Ganz neu auf Netflix: Ein guter deutscher Film, der lose eine (Western-)Parabel mit einem Beziehungsdrama verknüpft. FREMDER FEIND — das ist in diesem Film keine Tautologie.
Die Hauptfigur bewegt sich durch zwei Zeitebenen: Einmal das österreichische Gebirge im Winter, ein menschenfeindliches Land. Und einmal sein behagliches Haus im Frühling, das er zusammen mit seiner Frau bewohnt.
Das häusliche Drama spielt sich langsam ab — es hilft, dass Alltagshandlungen beobachtet und Abweichungen kenntlich gemacht werden, um die psychologische Entwicklung der Figur aufzuzeigen.
Die Welt der Winterlandschaft ist eine Parabel auf Krieg und Kampf. Ein Pazifist muss Krieg spielen, um seine eigene Würde zu wahren. Um nachzuvollziehen, was seinen Sohn in den Krieg getrieben hat, um die Erfahrung zu rekonstruieren. Kurz: Es ist ein existentielles Anliegen, sehr konstruiert zwar, von der Erzählung forciert, aber als Zuschauer ging ich das mit.
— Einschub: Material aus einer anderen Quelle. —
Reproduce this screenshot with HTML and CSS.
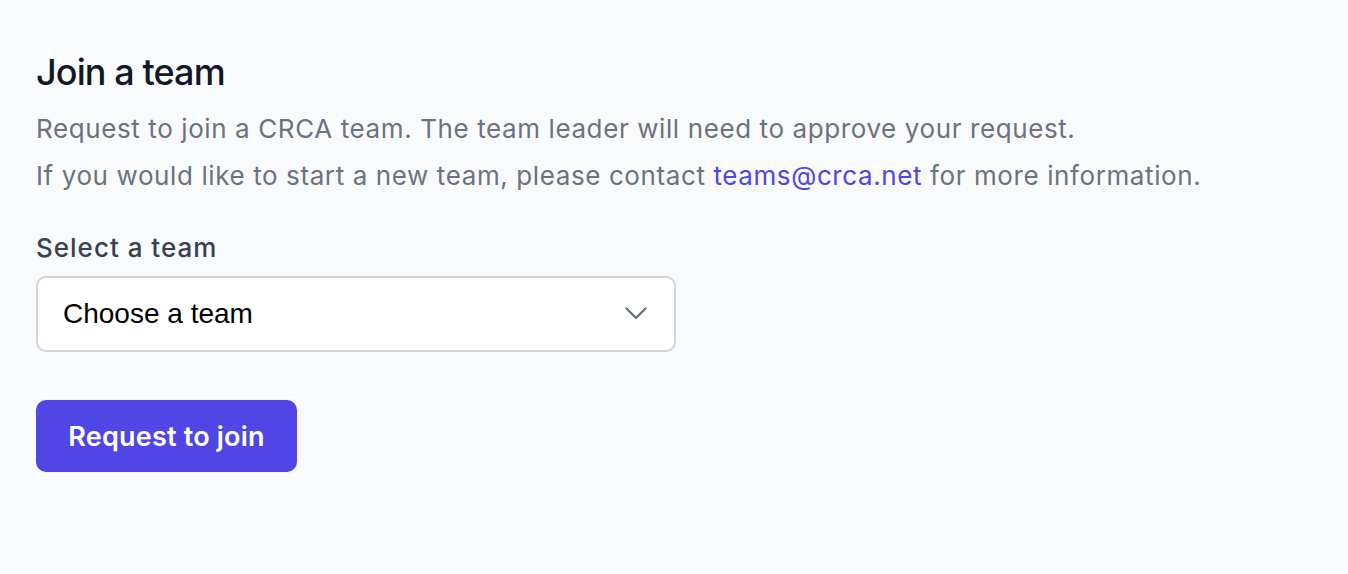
FILE: index.html
```html
<!DOCTYPE html>
<html>
<head>
    <meta name="viewport" content="width=device-width, initial-scale=1">
    <link rel="stylesheet" href="styles.css">
</head>

<body>
    <div class="page">
        <h1 class="title">Join a team</h1>
        <p class="intro">Request to join a CRCA team. The team leader will need to approve your request.</p>
        <p class="intro">If you would like to start a new team, please contact <a href="#" class="mail">teams@crca.net</a> for more information.</p>

        <form class="joinForm">
            <label class="fieldLabel" for="team">Select a team</label>
            <div class="selectBox">
                <span class="selectText">Choose a team</span>
                <svg class="chevron" width="22" height="14" viewBox="0 0 22 14" fill="none">
                    <path d="M1.5 1.5L11 11L20.5 1.5" stroke="#6b7280" stroke-width="2.4" stroke-linecap="round" stroke-linejoin="round"/>
                </svg>
            </div>
            <button type="button" class="joinButton">Request to join</button>
        </form>
    </div>
</body>
</html>
```

FILE: styles.css
```css
body {
    margin: 0;
    background-color: #f9fafb;
    font-family: Inter, "Noto Sans", sans-serif;
}

.page {
    padding: 52px 36px;
}

.title {
    margin: 0 0 19px 0;
    font-size: 36px;
    font-weight: 500;
    line-height: 40px;
    letter-spacing: -0.9px;
    color: #111827;
}

.intro {
    margin: 0 0 11px 0;
    font-size: 26px;
    line-height: 36px;
    letter-spacing: 0.6px;
    color: #6b7280;
}

.mail {
    color: #4f46e5;
    text-decoration: none;
}

.joinForm {
    display: flex;
    flex-direction: column;
    align-items: flex-start;
    margin-top: 36px;
}

.fieldLabel {
    font-size: 26px;
    font-weight: 500;
    line-height: 36px;
    letter-spacing: 1px;
    color: #374151;
    margin-bottom: 10px;
}

.selectBox {
    box-sizing: border-box;
    width: 640px;
    height: 76px;
    display: flex;
    align-items: center;
    justify-content: space-between;
    padding: 0 27px 0 25px;
    background: #ffffff;
    border: 2px solid #d1d5db;
    border-radius: 10px;
}

.selectText {
    font-family: "Liberation Sans", Arial, sans-serif;
    font-size: 28px;
    color: #000000;
}

.joinButton {
    margin-top: 48px;
    width: 261px;
    height: 72px;
    border: none;
    border-radius: 10px;
    background-color: #4f46e5;
    color: #ffffff;
    font-family: Inter, sans-serif;
    font-size: 27px;
    font-weight: 600;
    letter-spacing: 0.2px;
    cursor: pointer;
}
```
Die Parallelmontage von aufregender Fabel und die Psychologie auslotendem Familiendrama klingt natürlich sehr schön. Als ich den Film zu Ende geschaut hatte, zweifelte ich jedoch daran, ob der Film diesen ungewöhnlichen Mix wirklich auf eine befriedigende und für die Hauptfigur faire Art zu Ende denkt.
Es gibt zwei Momente, die einen Verrat an den Figuren andeuten.
+++ Spoiler +++
Einmal der Freitod seiner Frau: Das Klischee aus Filmen mit wenig dramaturgischer Entwicklung, in der eine der Hauptfigur näherstehende Figur (in der Regel ist es die Ehefrau oder die Tochter) notgedrungen im dritten Akt in den Selbstmord getrieben wird, um überhaupt noch so etwas wie eine Katharsis zu erzwingen. Hier passiert auch genau das.
Und einmal ist es das Ende der Parabel: Der Mann jagt seinen Feind und schießt ihn an. Diese Handlung triggert bei ihm — Überraschung, es ist ein Charaktermoment — Mitleid. Das ist ein sehr fernsehtaugliches Ende, wo man niemanden zu nahe tritt. Aber eindeutig eine Entscheidung, die die Figur der Parabel niemals selbst treffen würde. Eine übergestülpte Entscheidung, viel zu hektisch und unvorbereitet erzählt.
Durch dieses Ende wird leider die ganze Substanz der Parabel verraten.
Schade! Aber sonst: FREMDER FEIND ist ein guter deutscher Fernsehfilm.